All the closely-watched swing votes – Republican Sens. Susan Collins (Maine) and Lisa Murkowski (Alaska), as well as Democratic Sens. Joe Manchin III (W.Va.), Heidi Heitkamp (N.D.) and Joe Donnelly (Ind.) – do not plan to announce their position on Kavanaugh until after the hearings conclude, so a major error could be fatal to his confirmation.  

In turn, several Senate Republicans have offered their help. Among those senators are Orrin G. Hatch (Utah), Rob Portman (Ohio), Dan Sullivan (Alaska) and Lindsey O. Graham (S.C.), who huddled with Kavanaugh last week for their own rapid-fire prep session.

Portman – who has helped past Republican presidential candidates prepare for debates – Sullivan, and Graham have known Kavanaugh since his Bush White House tenure, and Portman will introduce the nominee at his hearing next week. Hatch also had helped Kavanaugh prepare for his confirmation hearing to the D.C. circuit. 

“I’ve told him my view of what to expect,” Graham said in a brief interview last week. “You know, here’s the way the system works, and you’re gonna be asked hard questions, and always give honest answers.”

Hatch, a former Judiciary Committee chairman, was the “chairman” at the two-hour mock hearing held Aug. 20. The senators fired off questions for about two hours, another official familiar with the hearing preparations said, pretending to be different members of the committee as Kavanaugh practiced answering. 

“It’s typically trying to recreate what a hearing setting would be like, trying to divide up the issues,” a third person familiar with the preparations said. “And try to give the nominee a sense of everything that could happen, from outrage to serious legal questions.”

Other senators have sporadically stepped in to help, the White House official said, but a core group of about 15 people or so – split between the White House’s legislative affairs staff, counsel’s office and the Justice Department – have mainly focused on getting Kavanaugh ready. Several of his clerks from his 12-year tenure on the D.C. Circuit Court of Appeals are also helping Kavanaugh prepare. 

Officials have already gleaned clues into what senators will ask in the dozens of private meetings that Kavanaugh has held with senators since he was nominated in July. In all, Kavanaugh has met with 65 senators, including a few Democrats considered possible “yes” votes and a handful of members of the Judiciary Committee. 

The hearing preparations began several weeks ago – with Kavanaugh poring through stacks of binders filled with papers about case law and other various issues – and have gradually ramped up since. 

They can be grueling. One mock hearing this week went the full length of a day’s worth of questioning, starting at 8:30 a.m. (the real hearings will start at 9:30 a.m. next week) and concluded shortly before 6 p.m., with a few breaks sprinkled throughout the intensive session.

The preparations for next week have spread far beyond the mock hearings. At the Republican National Committee, party officials have coordinated with the White House, as well as Senate Republicans and outside groups working on the confirmation effort and have put together a “war room” to blast out rapid response pieces and other research material during the four days of the hearing next week, according to an RNC official. 

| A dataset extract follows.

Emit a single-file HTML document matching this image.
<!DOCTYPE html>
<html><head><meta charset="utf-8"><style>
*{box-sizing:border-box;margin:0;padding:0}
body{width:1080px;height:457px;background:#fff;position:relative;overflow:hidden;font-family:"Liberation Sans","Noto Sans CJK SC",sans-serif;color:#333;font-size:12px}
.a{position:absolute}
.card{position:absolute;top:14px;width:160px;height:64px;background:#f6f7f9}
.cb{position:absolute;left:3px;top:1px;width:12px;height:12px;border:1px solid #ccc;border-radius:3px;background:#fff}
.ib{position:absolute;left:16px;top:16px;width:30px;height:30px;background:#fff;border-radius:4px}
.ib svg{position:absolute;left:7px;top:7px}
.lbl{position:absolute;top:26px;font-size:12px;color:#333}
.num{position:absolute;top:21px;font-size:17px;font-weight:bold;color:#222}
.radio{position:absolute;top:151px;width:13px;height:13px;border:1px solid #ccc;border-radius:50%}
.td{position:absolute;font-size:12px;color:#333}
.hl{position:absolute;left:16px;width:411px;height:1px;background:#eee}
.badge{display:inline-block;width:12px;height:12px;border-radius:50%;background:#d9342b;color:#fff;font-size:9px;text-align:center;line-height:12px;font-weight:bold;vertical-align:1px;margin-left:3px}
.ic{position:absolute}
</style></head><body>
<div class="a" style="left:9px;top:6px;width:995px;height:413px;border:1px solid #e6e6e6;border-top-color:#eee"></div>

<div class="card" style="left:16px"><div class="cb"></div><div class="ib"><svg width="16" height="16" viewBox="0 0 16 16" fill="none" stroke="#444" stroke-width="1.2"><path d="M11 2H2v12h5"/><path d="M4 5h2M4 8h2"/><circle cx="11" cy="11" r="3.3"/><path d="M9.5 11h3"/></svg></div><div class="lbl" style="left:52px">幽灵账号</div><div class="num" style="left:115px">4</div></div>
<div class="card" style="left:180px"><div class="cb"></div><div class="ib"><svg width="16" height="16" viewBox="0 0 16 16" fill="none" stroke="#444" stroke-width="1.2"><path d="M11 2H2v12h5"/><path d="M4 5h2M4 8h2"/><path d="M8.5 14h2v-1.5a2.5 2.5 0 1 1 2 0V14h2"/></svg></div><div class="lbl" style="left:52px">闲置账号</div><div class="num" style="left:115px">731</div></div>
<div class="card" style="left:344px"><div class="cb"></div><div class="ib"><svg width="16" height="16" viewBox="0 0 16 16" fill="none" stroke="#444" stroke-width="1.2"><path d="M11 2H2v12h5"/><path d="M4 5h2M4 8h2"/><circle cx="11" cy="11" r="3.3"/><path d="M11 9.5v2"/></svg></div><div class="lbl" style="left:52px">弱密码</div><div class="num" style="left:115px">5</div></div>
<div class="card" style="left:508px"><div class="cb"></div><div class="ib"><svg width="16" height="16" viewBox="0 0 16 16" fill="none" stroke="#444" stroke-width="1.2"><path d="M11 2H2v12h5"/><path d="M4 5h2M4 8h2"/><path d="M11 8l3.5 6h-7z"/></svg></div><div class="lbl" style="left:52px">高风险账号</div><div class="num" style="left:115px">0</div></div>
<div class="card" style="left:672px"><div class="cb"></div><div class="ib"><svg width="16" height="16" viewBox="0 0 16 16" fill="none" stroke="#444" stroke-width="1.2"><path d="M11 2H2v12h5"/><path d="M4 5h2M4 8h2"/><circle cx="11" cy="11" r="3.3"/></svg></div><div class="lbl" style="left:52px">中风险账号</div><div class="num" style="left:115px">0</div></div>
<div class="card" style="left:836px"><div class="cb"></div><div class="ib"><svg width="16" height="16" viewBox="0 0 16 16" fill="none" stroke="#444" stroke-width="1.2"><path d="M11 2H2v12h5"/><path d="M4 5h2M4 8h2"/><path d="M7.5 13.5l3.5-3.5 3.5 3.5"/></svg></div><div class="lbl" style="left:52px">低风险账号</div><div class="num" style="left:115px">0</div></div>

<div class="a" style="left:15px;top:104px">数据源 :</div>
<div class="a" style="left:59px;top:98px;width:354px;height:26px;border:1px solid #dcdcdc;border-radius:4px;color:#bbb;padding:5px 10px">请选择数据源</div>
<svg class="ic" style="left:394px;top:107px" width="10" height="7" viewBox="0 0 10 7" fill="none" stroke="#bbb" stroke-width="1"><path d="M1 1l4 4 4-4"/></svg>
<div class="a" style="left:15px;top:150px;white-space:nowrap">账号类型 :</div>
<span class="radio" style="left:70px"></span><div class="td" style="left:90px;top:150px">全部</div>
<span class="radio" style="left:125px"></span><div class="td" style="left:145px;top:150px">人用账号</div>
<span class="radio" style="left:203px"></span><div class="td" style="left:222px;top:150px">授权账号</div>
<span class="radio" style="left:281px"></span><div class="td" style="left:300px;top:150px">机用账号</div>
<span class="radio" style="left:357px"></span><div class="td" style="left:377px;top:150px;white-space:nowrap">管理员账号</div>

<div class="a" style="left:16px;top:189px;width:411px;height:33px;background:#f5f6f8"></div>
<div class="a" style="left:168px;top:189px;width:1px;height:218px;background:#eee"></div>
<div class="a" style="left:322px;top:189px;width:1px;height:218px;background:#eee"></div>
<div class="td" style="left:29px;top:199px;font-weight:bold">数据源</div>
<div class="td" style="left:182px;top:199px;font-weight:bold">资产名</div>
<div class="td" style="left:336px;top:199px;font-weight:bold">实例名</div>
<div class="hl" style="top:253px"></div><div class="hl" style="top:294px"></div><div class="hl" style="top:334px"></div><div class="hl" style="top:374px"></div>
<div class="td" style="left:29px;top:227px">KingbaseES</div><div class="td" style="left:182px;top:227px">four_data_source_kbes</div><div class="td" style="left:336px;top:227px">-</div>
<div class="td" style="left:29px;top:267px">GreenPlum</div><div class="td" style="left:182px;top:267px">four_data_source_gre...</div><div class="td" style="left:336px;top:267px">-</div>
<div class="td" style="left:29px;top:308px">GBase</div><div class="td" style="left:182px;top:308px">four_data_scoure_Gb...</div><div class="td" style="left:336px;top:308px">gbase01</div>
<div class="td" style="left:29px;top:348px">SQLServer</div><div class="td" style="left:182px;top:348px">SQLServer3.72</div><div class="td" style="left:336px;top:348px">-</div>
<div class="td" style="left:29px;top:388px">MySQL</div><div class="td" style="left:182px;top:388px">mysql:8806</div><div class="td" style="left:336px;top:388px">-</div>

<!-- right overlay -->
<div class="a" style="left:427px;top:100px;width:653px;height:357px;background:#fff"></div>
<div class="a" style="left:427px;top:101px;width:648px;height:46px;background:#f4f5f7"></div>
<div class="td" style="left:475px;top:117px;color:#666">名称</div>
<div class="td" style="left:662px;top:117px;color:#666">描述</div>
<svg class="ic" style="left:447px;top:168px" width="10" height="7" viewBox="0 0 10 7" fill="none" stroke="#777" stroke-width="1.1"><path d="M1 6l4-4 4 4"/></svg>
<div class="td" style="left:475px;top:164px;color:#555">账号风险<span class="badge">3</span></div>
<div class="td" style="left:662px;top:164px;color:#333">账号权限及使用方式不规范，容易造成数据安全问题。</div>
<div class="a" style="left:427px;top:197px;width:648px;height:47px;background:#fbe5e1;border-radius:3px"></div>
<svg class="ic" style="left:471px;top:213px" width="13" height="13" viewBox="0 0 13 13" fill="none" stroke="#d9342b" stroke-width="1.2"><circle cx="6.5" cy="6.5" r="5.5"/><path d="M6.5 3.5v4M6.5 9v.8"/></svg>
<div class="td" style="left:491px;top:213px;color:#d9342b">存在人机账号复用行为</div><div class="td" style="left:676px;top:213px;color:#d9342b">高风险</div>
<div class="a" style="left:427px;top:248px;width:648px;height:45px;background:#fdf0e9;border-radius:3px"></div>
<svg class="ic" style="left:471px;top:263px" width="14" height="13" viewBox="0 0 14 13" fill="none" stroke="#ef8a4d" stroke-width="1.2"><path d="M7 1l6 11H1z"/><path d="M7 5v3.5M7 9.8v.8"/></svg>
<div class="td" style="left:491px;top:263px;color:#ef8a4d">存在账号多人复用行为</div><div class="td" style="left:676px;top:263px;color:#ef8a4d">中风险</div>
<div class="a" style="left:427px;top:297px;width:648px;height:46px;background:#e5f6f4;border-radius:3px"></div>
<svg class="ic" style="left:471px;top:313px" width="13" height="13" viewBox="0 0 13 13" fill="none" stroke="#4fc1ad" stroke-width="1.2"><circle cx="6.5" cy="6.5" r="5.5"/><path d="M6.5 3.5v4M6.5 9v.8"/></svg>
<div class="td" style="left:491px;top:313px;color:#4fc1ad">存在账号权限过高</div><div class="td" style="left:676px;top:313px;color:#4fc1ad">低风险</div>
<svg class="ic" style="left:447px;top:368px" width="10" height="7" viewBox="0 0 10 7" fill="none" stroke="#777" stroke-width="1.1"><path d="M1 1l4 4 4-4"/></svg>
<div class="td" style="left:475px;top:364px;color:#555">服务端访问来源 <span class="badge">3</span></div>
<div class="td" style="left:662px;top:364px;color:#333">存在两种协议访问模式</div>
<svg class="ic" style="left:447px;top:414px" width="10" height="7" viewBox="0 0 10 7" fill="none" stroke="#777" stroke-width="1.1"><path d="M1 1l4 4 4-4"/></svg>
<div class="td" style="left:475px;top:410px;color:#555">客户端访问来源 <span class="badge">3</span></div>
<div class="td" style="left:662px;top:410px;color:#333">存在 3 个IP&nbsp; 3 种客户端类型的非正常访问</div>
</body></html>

The RNC will also dispatch surrogates to talk to the media in conservative states represented by Democratic senators up for reelection this fall, the official said. 

Aides to Senate Majority Leader Mitch McConnell (R-Ky.) and Judiciary Committee Chairman Charles E. Grassley (R-Iowa) will run their own rapid response and research operation just outside the committee hearing room next week. 

“Senate Republicans have been working in advance to try and identify attacks and relevant rebuttals to make,” one Senate GOP official said.